O Brasil seguirá com a meta de net zero (compromisso para que a quantidade de gases de efeito estufa emitidos seja igual à quantidade removida da atmosfera) ocorra em 2050. O presidente Lula, inclusive, já propôs aos países do G-20 que a meta seja antecipada.

Para Dubeux, os americanos perdem a oportunidade de exercer a liderança que poderiam exercer nessa área. “Estão abrindo mão, de certa maneira, de uma liderança nessas tecnologias novas. Mas o movimento segue, porque além de as mudanças climáticas estarem cada vez mais evidentes, a dinâmica comercial e tecnológica está fazendo com que a descarbonização ocorra”, prevê.

O secretário de Haddad cita ao menos quatro leis que serão impulsionadoras da atração: o mercado regulado de carbono, o marco legal do hidrogênio de baixo carbono, a regulação das eólicas no mar (offshore), o programa Mover de mobilidade verde e o Eco Invest Brasil -programa com quatro linhas de crédito para atrair capital estrangeiro.

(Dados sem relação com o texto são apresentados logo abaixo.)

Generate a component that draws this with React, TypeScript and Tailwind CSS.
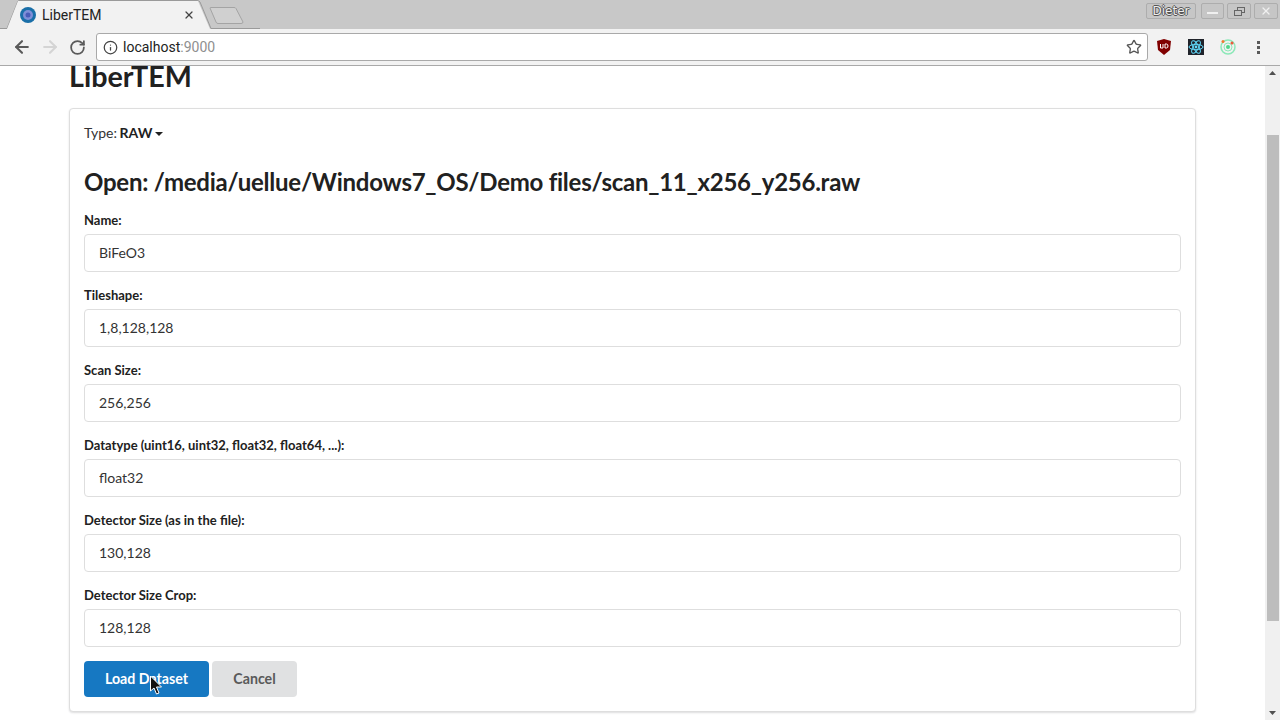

Ele admite que, no Brasil, ainda falta uma comunicação mais ampla que aponte a dimensão global do arcabouço legal aprovado.

Na avaliação do secretário, o arcabouço legal que sustenta o plano de transformação e se junta à reforma tributária aprovada com itens voltados para sustentabilidade, tem chamado a atenção mundial.

Para a nova rodada de promoção internacional do plano, o governo vai ampliar os projetos incluídos na BIP, uma plataforma recém-criada de investimentos climáticos e para a transformação ecológica. Ela funciona como uma espécie de tinder de aproximação do investidor com os projetos de interesse do governo. Hoje, a BIP tem 10 projetos que somados alcançam investimentos de cerca de R$ 70 bilhões.